The BatchLogger adapter

If you want to feed logging events into a timely dataflow stream (for example, to analyze logs in real time or write them to durable storage), the BatchLogger struct bridges the two. It wraps an EventPusher and converts logging callbacks into a stream of timely Events with progress information:

use timely::logging::BatchLogger;

BatchLogger::publish_batch is called with each (&Duration, &mut Option<Container>) from the logging closure, and it translates these into Event::Messages and Event::Progress updates suitable for consumption by capture and replay infrastructure.

Communication thread logging

The logging described above all runs on worker threads and is accessed through the worker's Registry. In multi-process (cluster) deployments, timely also runs dedicated send and receive threads for TCP networking. These threads have their own logging, configured separately.

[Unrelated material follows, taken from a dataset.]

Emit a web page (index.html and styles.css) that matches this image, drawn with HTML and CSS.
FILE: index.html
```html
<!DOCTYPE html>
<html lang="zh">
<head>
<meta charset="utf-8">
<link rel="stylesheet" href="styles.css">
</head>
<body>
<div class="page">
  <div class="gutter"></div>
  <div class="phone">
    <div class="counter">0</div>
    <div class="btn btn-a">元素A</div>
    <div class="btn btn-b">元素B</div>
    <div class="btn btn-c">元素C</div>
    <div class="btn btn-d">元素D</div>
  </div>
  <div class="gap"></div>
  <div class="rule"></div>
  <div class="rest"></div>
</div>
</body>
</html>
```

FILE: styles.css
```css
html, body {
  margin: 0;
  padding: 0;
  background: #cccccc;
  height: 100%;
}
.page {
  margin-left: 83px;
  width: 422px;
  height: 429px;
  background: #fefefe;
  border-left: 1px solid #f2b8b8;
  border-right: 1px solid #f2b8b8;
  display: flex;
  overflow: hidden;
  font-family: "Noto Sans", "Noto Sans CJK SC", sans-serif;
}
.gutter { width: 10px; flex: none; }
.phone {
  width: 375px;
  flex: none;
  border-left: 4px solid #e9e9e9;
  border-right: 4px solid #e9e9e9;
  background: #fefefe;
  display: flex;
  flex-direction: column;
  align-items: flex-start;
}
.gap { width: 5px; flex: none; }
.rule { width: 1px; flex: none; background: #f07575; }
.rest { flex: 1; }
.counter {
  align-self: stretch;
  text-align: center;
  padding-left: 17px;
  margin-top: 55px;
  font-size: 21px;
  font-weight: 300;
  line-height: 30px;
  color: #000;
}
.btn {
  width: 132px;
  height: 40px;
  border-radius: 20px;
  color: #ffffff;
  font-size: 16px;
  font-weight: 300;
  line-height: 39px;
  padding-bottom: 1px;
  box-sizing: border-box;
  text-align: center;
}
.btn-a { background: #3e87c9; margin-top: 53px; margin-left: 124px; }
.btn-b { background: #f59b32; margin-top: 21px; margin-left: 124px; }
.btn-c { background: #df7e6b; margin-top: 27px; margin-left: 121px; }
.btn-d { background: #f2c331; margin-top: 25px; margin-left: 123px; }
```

Communication logging is configured via the log_fn field in Config::Cluster. This is a closure that receives a CommunicationSetup describing the thread (whether it is a sender or receiver, and which processes it connects) and returns an Option<Logger<CommunicationEventBuilder>>. By default, this closure returns None and no communication events are logged.

The CommunicationEvent enum has three variants:

  • Setup(CommunicationSetup): Identifies the thread, recording whether it is a sender or receiver, the local process id, and the remote process id (if any).

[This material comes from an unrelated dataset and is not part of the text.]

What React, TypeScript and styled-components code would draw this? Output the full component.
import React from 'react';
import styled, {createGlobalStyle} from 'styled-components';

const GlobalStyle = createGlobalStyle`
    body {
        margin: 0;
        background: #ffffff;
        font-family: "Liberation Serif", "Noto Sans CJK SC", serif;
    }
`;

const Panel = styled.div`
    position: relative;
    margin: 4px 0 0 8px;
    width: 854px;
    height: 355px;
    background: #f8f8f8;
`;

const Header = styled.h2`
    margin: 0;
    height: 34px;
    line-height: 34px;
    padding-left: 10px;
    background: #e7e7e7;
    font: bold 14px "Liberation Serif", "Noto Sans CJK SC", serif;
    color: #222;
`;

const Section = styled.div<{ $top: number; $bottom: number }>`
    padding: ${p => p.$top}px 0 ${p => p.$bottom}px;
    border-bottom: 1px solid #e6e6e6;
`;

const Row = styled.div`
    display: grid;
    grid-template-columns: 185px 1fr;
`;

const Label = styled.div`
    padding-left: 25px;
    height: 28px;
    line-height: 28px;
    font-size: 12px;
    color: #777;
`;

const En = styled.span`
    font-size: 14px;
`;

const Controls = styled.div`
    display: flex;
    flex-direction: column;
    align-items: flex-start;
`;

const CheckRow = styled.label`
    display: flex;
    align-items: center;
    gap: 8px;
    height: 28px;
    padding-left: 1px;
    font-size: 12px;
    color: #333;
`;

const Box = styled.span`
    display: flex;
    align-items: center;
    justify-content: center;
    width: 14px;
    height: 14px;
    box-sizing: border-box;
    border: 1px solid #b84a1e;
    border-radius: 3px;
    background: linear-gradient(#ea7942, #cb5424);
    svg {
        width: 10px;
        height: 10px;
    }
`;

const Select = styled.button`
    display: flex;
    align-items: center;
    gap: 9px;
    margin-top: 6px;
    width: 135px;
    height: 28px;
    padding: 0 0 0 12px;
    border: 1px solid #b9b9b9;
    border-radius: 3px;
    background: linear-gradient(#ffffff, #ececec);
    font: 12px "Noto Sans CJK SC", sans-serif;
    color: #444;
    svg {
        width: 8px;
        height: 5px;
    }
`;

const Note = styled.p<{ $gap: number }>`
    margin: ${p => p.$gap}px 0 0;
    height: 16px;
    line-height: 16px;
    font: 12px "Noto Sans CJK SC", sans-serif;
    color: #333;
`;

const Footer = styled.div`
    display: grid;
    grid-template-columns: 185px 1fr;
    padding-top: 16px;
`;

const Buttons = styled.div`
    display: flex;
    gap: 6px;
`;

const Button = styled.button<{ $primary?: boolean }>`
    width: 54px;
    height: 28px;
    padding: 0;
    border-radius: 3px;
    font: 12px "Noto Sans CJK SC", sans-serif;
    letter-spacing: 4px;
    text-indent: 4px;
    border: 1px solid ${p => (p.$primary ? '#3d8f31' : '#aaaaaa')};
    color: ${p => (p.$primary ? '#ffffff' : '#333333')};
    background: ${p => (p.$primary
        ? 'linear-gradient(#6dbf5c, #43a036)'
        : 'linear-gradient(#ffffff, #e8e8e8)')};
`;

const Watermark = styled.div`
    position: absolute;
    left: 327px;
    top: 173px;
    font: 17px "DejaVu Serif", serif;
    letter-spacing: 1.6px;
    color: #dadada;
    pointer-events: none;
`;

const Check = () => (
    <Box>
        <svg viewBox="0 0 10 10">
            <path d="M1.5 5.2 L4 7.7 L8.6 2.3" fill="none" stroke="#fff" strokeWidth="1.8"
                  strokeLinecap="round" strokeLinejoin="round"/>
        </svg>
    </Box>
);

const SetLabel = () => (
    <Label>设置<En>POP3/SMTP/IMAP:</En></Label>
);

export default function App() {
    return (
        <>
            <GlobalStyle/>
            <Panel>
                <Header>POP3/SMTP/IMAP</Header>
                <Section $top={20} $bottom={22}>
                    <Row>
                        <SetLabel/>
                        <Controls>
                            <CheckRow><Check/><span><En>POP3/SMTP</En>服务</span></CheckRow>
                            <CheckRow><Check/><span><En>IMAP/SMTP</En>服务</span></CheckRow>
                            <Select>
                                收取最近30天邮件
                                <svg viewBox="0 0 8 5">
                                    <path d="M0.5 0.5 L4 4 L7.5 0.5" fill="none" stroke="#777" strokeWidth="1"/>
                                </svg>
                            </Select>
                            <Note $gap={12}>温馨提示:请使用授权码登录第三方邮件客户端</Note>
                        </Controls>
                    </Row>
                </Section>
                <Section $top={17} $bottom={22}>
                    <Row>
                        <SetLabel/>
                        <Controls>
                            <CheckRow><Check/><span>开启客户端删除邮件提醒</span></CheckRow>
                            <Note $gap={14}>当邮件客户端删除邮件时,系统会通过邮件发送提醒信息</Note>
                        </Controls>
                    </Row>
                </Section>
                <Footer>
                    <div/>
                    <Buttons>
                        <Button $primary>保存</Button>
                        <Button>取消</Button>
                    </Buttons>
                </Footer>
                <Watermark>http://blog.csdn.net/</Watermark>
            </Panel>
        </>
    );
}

  • State(StateEvent): Logged when a communication thread starts or stops. Contains send (whether this is a send thread), process and remote ids, and start (true when starting, false when stopping).

  • Message(MessageEvent): Logged for each message sent or received over the network. Contains is_send and the message header (which includes the channel, source, target, and length).

These events are only relevant when running across multiple processes. For single-process or single-thread configurations, no communication threads are created and these events will not appear.